1. Learn to collaborate: The camp hosts a conglomeration of various NGOs. Despite having years of experience in the nutrition/agriculture space, as a new organization joining the rest, GHI had a lot to learn about being flexible in its methods. Even though being invited to work in the camp by the Ministry of Refugees Affairs and UNHCR might give any organization an illusion that its “innovative solutions” are the missing piece to the puzzle, our arrival did not have the messianic effects that were felt at the outset. I learned that it is better to come in quietly and spend a few days learning from the experts while doing your homework of assessing how your programs would fit in this particular setting. In Mahama, it is crucial to collaborate with the existing NGOs, lest we duplicate our efforts and the refugees get hurt in the process of these organizations trying to prove themselves. More importantly though, it is essential to collaborate with the refugees themselves. If you want to get anything off the ground, bottom-up is the way to go. This approach is not just the most intuitive, it also reminds us that we may not be the experts here. As an organization, we would not have accomplished our work without the help of the Burundian health workers, also known as abaremeshakiyago. They helped us advance the work and their presence in our programs communicated a message that mere expertise could not.

2. Balance the humane and the professional: This lesson was a tough one for me, as I revolve around extremes of emotions naturally. Either I am metaphorically crying all day out of despair or I am unconcerned walking around distracted by my headphones. As a human working in a refugee camp setting, you can’t help but have your heart break because it places you face-to-face with tragedy — you hear stories of young children who have been separated from their families and countless other heartbreaking stories of loss. However, the art of collecting oneself quickly and going back to work is key to master. You do want to — and need to — be human, but, at the same time, there is work to be done. A simple example to demonstrate the above is the camp rule that if a staff member wants to give candy to one child, they need to make sure they have enough for all the children in the camp. This means that, for the sake of the camp situation, one might need to restrain themselves from their natural propensity to share, and be reminded that there is a bigger picture behind all this.

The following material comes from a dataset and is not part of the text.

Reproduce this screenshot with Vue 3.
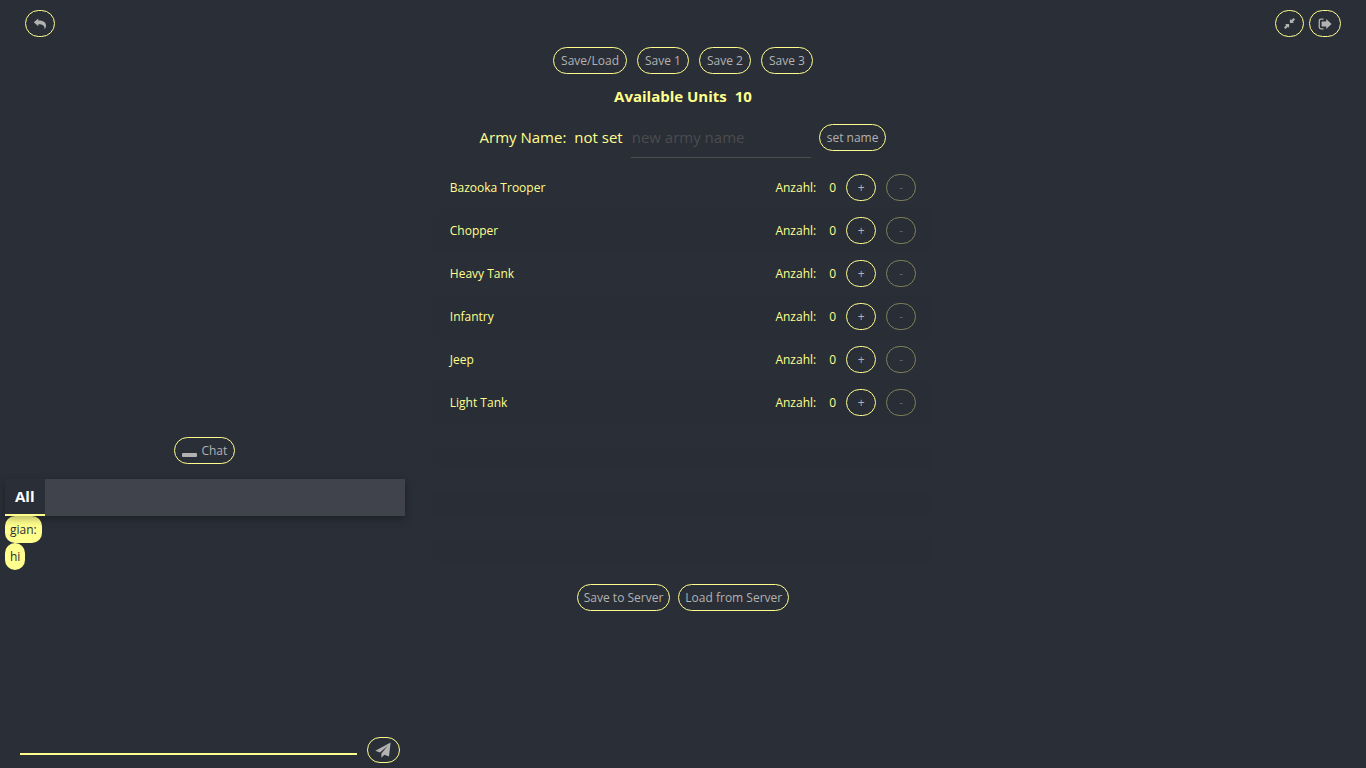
<script setup>
import { ref } from 'vue'

const slots = ['Save/Load', 'Save 1', 'Save 2', 'Save 3']
const units = ref([
  { name: 'Bazooka Trooper', count: 0 },
  { name: 'Chopper', count: 0 },
  { name: 'Heavy Tank', count: 0 },
  { name: 'Infantry', count: 0 },
  { name: 'Jeep', count: 0 },
  { name: 'Light Tank', count: 0 },
])
const available = ref(10)
const armyName = ref('not set')
const newName = ref('')
const draft = ref('')
const messages = ref(['gian:', 'hi'])

function add(unit, step) {
  unit.count += step
  available.value -= step
}

function applyName() {
  if (newName.value) armyName.value = newName.value
}

function send() {
  if (draft.value) messages.value.push(draft.value)
  draft.value = ''
}
</script>

<template>
  <div class="screen">
    <aside class="left">
      <div class="corner">
        <button class="pill icon" type="button" aria-label="Back">
          <svg width="14" height="12" viewBox="0 0 14 12">
            <path d="M.8 4.200 5.300.4v2.200c5 0 7.700 1.600 7.700 5.200 0 1.500-.6 2.700-1.500 3.500.4-3.400-1.500-5-6.200-5v2z" />
          </svg>
        </button>
      </div>

      <section class="chat">
        <button class="pill toggle" type="button">
          <svg width="15" height="12" viewBox="0 0 15 12"><rect y="8" width="15" height="4" rx="1" /></svg>
          Chat
        </button>
        <nav class="tabs"><button class="tab" type="button">All</button></nav>
        <ul class="messages">
          <li v-for="(m, i) in messages" :key="i">{{ m }}</li>
        </ul>
        <form class="compose" @submit.prevent="send">
          <input v-model="draft" type="text" aria-label="Message" />
          <button class="pill icon send" type="submit" aria-label="Send">
            <svg width="16" height="16" viewBox="0 0 16 16">
              <path d="M15.600.5 14 14.600l-4.600-1.800-3 2.900v-4.200L13 3.600l-8 7L.3 8.800z" />
            </svg>
          </button>
        </form>
      </section>
    </aside>

    <main class="center">
      <div class="slots">
        <button v-for="s in slots" :key="s" class="pill" type="button">{{ s }}</button>
      </div>
      <h1 class="available"><span>Available Units</span><span>{{ available }}</span></h1>
      <form class="army" @submit.prevent="applyName">
        <label for="army-name">Army Name:</label>
        <span>{{ armyName }}</span>
        <input id="army-name" v-model="newName" type="text" placeholder="new army name" />
        <button class="pill" type="submit">set name</button>
      </form>
      <ul class="units">
        <li v-for="u in units" :key="u.name" class="unit">
          <span class="name">{{ u.name }}</span>
          <span>Anzahl:</span>
          <span class="count">{{ u.count }}</span>
          <button class="pill round" type="button" :aria-label="'Add ' + u.name" :disabled="available === 0" @click="add(u, 1)">+</button>
          <button class="pill round" type="button" :aria-label="'Remove ' + u.name" :disabled="u.count === 0" @click="add(u, -1)">-</button>
        </li>
        <li v-for="n in 6" :key="n" class="blank"></li>
      </ul>
      <div class="server">
        <button class="pill" type="button">Save to Server</button>
        <button class="pill" type="button">Load from Server</button>
      </div>
    </main>

    <aside class="right">
      <button class="pill icon small" type="button" aria-label="Leave full screen">
        <svg width="11" height="11" viewBox="0 0 11 11">
          <path d="M5.900 1v4.100H10L8.800 3.900 11 1.500 9.500 0 7.100 2.200zM5.100 10V5.900H1l1.200 1.200L0 9.500 1.500 11l2.400-2.200z" />
        </svg>
      </button>
      <button class="pill icon exit" type="button" aria-label="Log out">
        <svg width="14" height="12" viewBox="0 0 14 12">
          <path d="M5.500.5v1.200H3.200q-1.300 0-1.300 1.300v6q0 1.300 1.300 1.300h2.300v1.200H3Q.6 11.500.6 9.100V2.900Q.6.5 3 .5z" />
          <path d="M8.200 1.100 13.600 6 8.200 10.900V8.400H3.600V3.600h4.600z" />
        </svg>
      </button>
    </aside>
  </div>
</template>

<style>
body {
  margin: 0;
  background: #2a2e37;
}
</style>

<style scoped>
.screen {
  --accent: #ffff8d;
  --muted: #b2b2b2;
  display: grid;
  grid-template-columns: 3fr 4fr 3fr;
  min-height: 100vh;
  color: var(--accent);
  font: 12px/17px "Segoe UI", "Open Sans", "Noto Sans", sans-serif;
}
button,
input {
  font: inherit;
  box-sizing: border-box;
}
ul {
  list-style: none;
  margin: 0;
  padding: 0;
}
svg {
  display: block;
  fill: var(--muted);
}
.pill {
  display: inline-flex;
  align-items: center;
  justify-content: center;
  height: 27px;
  padding: 0 7px;
  border: 1px solid var(--accent);
  border-radius: 14px;
  background: transparent;
  color: var(--muted);
  white-space: nowrap;
}
.pill:disabled {
  opacity: 0.4;
}
.icon {
  width: 30px;
  padding: 0;
}
.round {
  width: 30px;
  padding: 0;
}
.left {
  display: flex;
  flex-direction: column;
  justify-content: space-between;
}
.corner {
  padding: 10px 25px;
}
.chat {
  display: flex;
  flex-direction: column;
  height: 331px;
  padding: 0 5px;
}
.toggle {
  align-self: center;
  gap: 4px;
}
.tabs {
  display: flex;
  height: 37px;
  margin-top: 15px;
  background: #40434b;
  box-shadow: 0 3px 8px rgba(0, 0, 0, 0.3);
  position: relative;
}
.tab {
  padding: 0 10px;
  border: 0;
  border-bottom: 2px solid var(--accent);
  background: #2a2e37;
  color: #fff;
  font-size: 15px;
  font-weight: 700;
}
.messages {
  flex: 1;
}
.messages li {
  width: fit-content;
  padding: 5px;
  border-radius: 10px;
  background: var(--accent);
  color: #2a2e37;
}
.compose {
  display: flex;
  align-items: flex-end;
  gap: 10px;
  padding: 0 5px 5px 15px;
}
.compose input {
  flex: 1;
  min-width: 0;
  height: 30px;
  margin-bottom: 8px;
  border: 0;
  border-bottom: 2px solid var(--accent);
  background: transparent;
  color: var(--accent);
  outline: 0;
}
.send {
  width: 33px;
  height: 26px;
}
.center {
  display: flex;
  flex-direction: column;
  align-items: center;
  padding: 47px 23px 0;
}
.slots {
  display: flex;
  gap: 10px;
}
.available {
  display: flex;
  gap: 8px;
  margin: 12px 0 0;
  font-size: 15px;
  line-height: 20px;
  font-weight: 700;
}
.army {
  display: flex;
  align-items: center;
  gap: 8px;
  margin-top: 11px;
  font-size: 15px;
}
.army input {
  width: 180px;
  height: 41px;
  padding: 0 1px;
  border: 0;
  border-bottom: 1px solid #4d4e4c;
  background: transparent;
  color: var(--accent);
  outline: 0;
}
.army input::placeholder {
  color: #4b4c4e;
  opacity: 1;
}
.army .pill {
  font-size: 12px;
}
.units {
  width: 100%;
  min-height: 400px;
  margin-top: 8px;
}
.unit {
  display: flex;
  align-items: center;
  gap: 10px;
  height: 43px;
  padding: 0 17px;
}
.unit .name {
  flex: 1;
}
.count {
  width: 10px;
  text-align: right;
}
.blank {
  height: 23px;
}
.unit:nth-child(even),
.blank:nth-child(even) {
  background: #292d36;
}
.server {
  display: flex;
  gap: 8px;
  margin-top: 18px;
}
.server .pill {
  padding: 0 6px;
}
.right {
  display: flex;
  justify-content: flex-end;
  gap: 5px;
  padding: 10px 25px;
}
.small {
  width: 29px;
}
.exit {
  width: 32px;
}
</style>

3. Realize that it is not all gloomy and lugubrious: On so many occasions, my eyes would come off the big picture of wondering what the future holds for the refugees, as I tried to solve the more immediate problems in front of me and simply just enjoy being in the camp. Are things perfect? No! But do people still cook brochettes, watch movies, and embroider wedding dresses? Yes, indeed. Sometimes life just continues on, and we watch one season simply replace another. I enjoyed passing by children who were busy with their homework, teenagers playing basketball, and cobblers mending broken shoes. Life happens. Those moments would remind me that there is a shared humanity to all of us, and we are all doing the best we can with the cards life handed us. I have learned a few Kirundi words and spent hours laughing at words that mean completely different things in our sister languages. I give these examples to underscore that sometimes we can fall into our own confirmation bias, and we walk around looking for that which is sad, or that which does not deviate from our ideas of what life in a refugee camp should be. People in refugee camps might be walking around with piles of emotional baggage, like all of us, but working there reminded me of an important truth: the human spirit is resilient enough to find and embrace life in the midst of the unthinkable.

Anysie Ishimwe is a 2017–2018 Global Health Corps fellow at Gardens for Health International.